HUSBAND: I got the dog heart shaped cookies for Valentine’s Day.
ME: *through a mouthful of cookies* The dog?
[over megaphone]
“Police! We have you astounded!”
“Jim, it’s ‘surrounded’.”
“No, I know but look at his face.”
4: Is the Easter Bunny still coming to our house?
10: Oh I saw on the news he got Coronavirus and Easter is cancelled
Me: (forgot to get Easter eggs) Yup, it’s true
Him: Maybe you should start counting your calories
Me: Maybe you should start counting your days
Matt LeBlanc is short for his full name, Mattress LeBlanket.
parents, please remember to teach your children not to talk to strangers, you know how boring your children are
My mom always put safety first. She used to warn me about running with scissors as we rode in her convertible with no seatbelts going 80 mph on the highway after she had a few beers.
Somehow I managed to lock myself out of my laundry room. I don’t know the last time I was this happy.
6: I want to pick something out for your birthday next week
Me: ok, think about the things I like and enjoy doing and then we’ll go get it
6: you’re getting a chainsaw. And maybe a sword.
Me:… sweet
Me: Sorry I called out the wrong name just now
Woman: Okay but still, what the hell
Bloody Mary: Oh gross, am I in a ceiling mirror
i told 8 it was time for bed last night and he pulled out a bag from my favorite donut shop with a donut in it that he got earlier in the day so he could bribe me into letting him stay up. it worked.

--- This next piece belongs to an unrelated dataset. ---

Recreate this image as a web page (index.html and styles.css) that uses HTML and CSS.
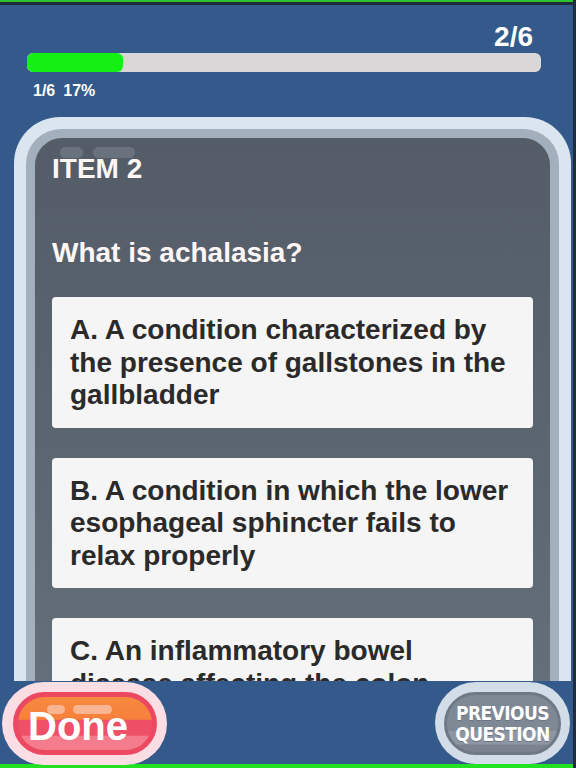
FILE: index.html
```html
<!DOCTYPE html>
<html lang="en">
<head>
<meta charset="utf-8">
<title>Quiz - Item 2</title>
<link rel="stylesheet" href="styles.css">
</head>
<body>
<div class="screen">
  <div class="topbar"></div>
  <div class="content">
    <header class="header">
      <div class="count">2/6</div>
      <div class="progress"><div class="fill" style="width:96px"></div></div>
      <div class="stats"><span>1/6</span><span>17%</span></div>
    </header>
    <section class="card">
      <div class="card-mid">
        <div class="panel">
          <div class="gloss"><span class="g1"></span><span class="g2"></span></div>
          <h2 class="item">ITEM 2</h2>
          <p class="question">What is achalasia?</p>
          <div class="answers">
            <div class="answer">A. A condition characterized by the presence of gallstones in the gallbladder</div>
            <div class="answer">B. A condition in which the lower esophageal sphincter fails to relax properly</div>
            <div class="answer">C. An inflammatory bowel disease affecting the colon</div>
          </div>
        </div>
      </div>
    </section>
  </div>
  <footer class="bottombar">
    <button class="btn-done">
      <span class="done-inner">
        <span class="done-gloss"><span class="dg1"></span><span class="dg2"></span></span>
        <span class="done-label">Done</span>
      </span>
    </button>
    <button class="btn-prev">
      <span class="prev-inner"><span class="prev-label">Previous<br>Question</span></span>
    </button>
  </footer>
  <div class="greenline"></div>
</div>
</body>
</html>
```
FILE: styles.css
```css
html, body {
  margin: 0;
  padding: 0;
}
body {
  width: 576px;
  height: 768px;
  overflow: hidden;
  background: #335a8b;
  font-family: "Liberation Sans", Arial, sans-serif;
}
.screen {
  width: 576px;
  height: 768px;
  display: flex;
  flex-direction: column;
  box-sizing: border-box;
  border-right: 3px solid #1f2d3e;
  background: #335a8b;
}
.topbar {
  height: 3px;
  border-top: 2px solid #2bc52b;
  background: #1d2b3b;
  flex: none;
}
.content {
  flex: 1;
  min-height: 0;
  overflow: hidden;
}
.header {
  padding: 16px 0 0 0;
}
.count {
  font-weight: bold;
  font-size: 28px;
  line-height: 32px;
  color: #ffffff;
  text-align: right;
  padding-right: 40px;
}
.progress {
  margin-left: 27px;
  width: 514px;
  height: 19px;
  border-radius: 6px;
  background: #d9d7d7;
  overflow: hidden;
}
.fill {
  height: 100%;
  border-radius: 6px;
  background: #14f014;
}
.stats {
  margin: 9px 0 0 33px;
  display: flex;
  gap: 8px;
  font-weight: bold;
  font-size: 16px;
  line-height: 20px;
  color: #ffffff;
}
.card {
  margin: 16px 0 0 14px;
  width: 557px;
  padding: 12px 12px 0 12px;
  box-sizing: border-box;
  background: #dbe5ef;
  border-radius: 46px 46px 0 0;
}
.card-mid {
  padding: 9px 9px 0 9px;
  background: #a3afbc;
  border-radius: 35px 35px 0 0;
}
.panel {
  position: relative;
  padding: 15px 17px 40px 17px;
  border-radius: 27px 27px 0 0;
  background: linear-gradient(to bottom, #535c67 0%, #5d6772 50%, #6b7581 100%);
  min-height: 640px;
}
.gloss {
  position: absolute;
  left: 25px;
  top: 9px;
  display: flex;
  gap: 10px;
}
.gloss span {
  display: block;
  height: 11px;
  border-radius: 6px;
  background: #69727d;
}
.gloss .g1 { width: 23px; }
.gloss .g2 { width: 42px; }
.item {
  margin: 0;
  font-size: 28px;
  line-height: 32px;
  font-weight: bold;
  color: #fff6f6;
}
.question {
  margin: 52px 0 0 0;
  font-size: 28px;
  line-height: 32px;
  font-weight: bold;
  color: #fff6f6;
}
.answers {
  margin-top: 28px;
  display: flex;
  flex-direction: column;
  gap: 30px;
}
.answer {
  background: #f5f5f5;
  border-radius: 4px;
  padding: 17px 18px 16px 18px;
  font-size: 28px;
  line-height: 32.5px;
  font-weight: bold;
  color: #2a2a2a;
}
.bottombar {
  flex: none;
  height: 83px;
  display: flex;
  justify-content: space-between;
  align-items: flex-start;
  padding: 1px 3px 0 2px;
  box-sizing: border-box;
  background: #335a8b;
  position: relative;
  z-index: 1;
}
button {
  font: inherit;
  border: none;
  margin: 0;
  cursor: pointer;
}
.btn-done {
  width: 165px;
  height: 83px;
  padding: 10px 10px 10px 11px;
  border-radius: 42px;
  background: #fbdde4;
  box-sizing: border-box;
  display: flex;
}
.done-inner {
  position: relative;
  flex: 1;
  display: flex;
  align-items: center;
  border: 5px solid #ec4862;
  border-radius: 32px;
  background: linear-gradient(to bottom, #f78a3e 0%, #f6803e 42%, #ef5068 44%, #ef5068 72%, #f47c8d 74%, #f47c8d 100%);
}
.done-gloss {
  position: absolute;
  left: 29px;
  top: 8px;
  display: flex;
  gap: 8px;
}
.done-gloss span {
  display: block;
  height: 9px;
  border-radius: 5px;
  background: #f9b592;
}
.done-gloss .dg1 { width: 18px; }
.done-gloss .dg2 { width: 39px; }
.done-label {
  position: relative;
  padding-left: 10px;
  font-size: 40px;
  line-height: 40px;
  font-weight: bold;
  color: #ffffff;
  margin-top: 4px;
}
.btn-prev {
  width: 135px;
  height: 82px;
  padding: 10px 9px 9px 9px;
  border-radius: 41px;
  background: #d3dde8;
  box-sizing: border-box;
  display: flex;
}
.prev-inner {
  flex: 1;
  display: flex;
  align-items: center;
  justify-content: center;
  border: 3px solid #6f7884;
  border-radius: 32px;
  background: linear-gradient(to bottom, #7f8895 0%, #7f8895 62%, #8d96a2 64%, #8d96a2 86%, #7a838f 88%);
}
.prev-label {
  font-family: "DejaVu Sans Condensed", "DejaVu Sans", sans-serif;
  font-stretch: condensed;
  font-weight: bold;
  font-size: 19px;
  line-height: 21px;
  letter-spacing: -0.6px;
  text-transform: uppercase;
  text-align: center;
  color: #ffffff;
  text-shadow: 0 1px 0 #6a7380;
}
.greenline {
  flex: none;
  height: 4px;
  background: #22e022;
}
```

My ex asked if I have a boyfriend, saying my daughter keeps talking about ‘Jerome’. Jerome is our roomba.
Negotiator: I need proof of life.
Kidnapper: *motions phone to me* They want confirmation you’re alive.
Me: *sighs* Does it count if I’m dead inside?
Negotiator: Um, this is really embarrassing, but the family changes their mind. Good luck.
Today a man asked me if the bird tattoo on my shoulder was a hummingbird and I said it’s a magpie and he asked “oh black billed or yellow billed?” HEY YOU KNOW WHAT JEREMY YOU CAN’T NOT KNOW A HUMMINGBIRD FROM A MAGPIE ONE MINUTE THEN CRED CHECK ME THE NEXT OKAY?
I text him the eggplant emoji along with “I would like this tonight” (because I’m planning dinner) and I have never seen a man so excited for vegetables.
Remember, parents: your children look to you for guidance. Kids are dumb like that.
All of these time capsules I just dug up have bodies in them?
Love is for stupid people who don’t have Twitter.
I ruined our romantic honeymoon to Venice by pronouncing canal wrong the whole time. You know how. You get it. I grow weary of this website
All I’m asking is, has anybody heard from Captain Planet since David Attenborough arrived on the scene?
[slashing food truck tires]
friend: wtf are you doing?!
[running away with arms filled with tacos] YOU COMIN OR NOT?!
I don’t want to be with someone who will finish my sentences. I want to be with someone who will finish the dishes.
there’s a fine line between things that need to be tweeted and things that need to be medicated.
If I were the person naming diseases, Chronic Lying Disorder would be called Liarrhea.
BLACK WIDOW: help I think my husband is dead
911: did u murder him?
BLACK WIDOW: uh
911: ma’am
BLACK WIDOW: *quietly hangs up the phone*
The eyes are the windows to the soul. A moustache is the front garden, and the mouth is that big pothole the council should do something about
Those who do not learn from history are destined to repeat it.
But I guess the same can be said for math and geography courses.
My 4yo told me to hold her baby as she walked away with her dad. My 4yo left me in a restaurant alone with a fake baby in my arms. I should’ve put the the baby down, but I didn’t. I just held it like a real baby. Why? Idk why. Parenthood is wild.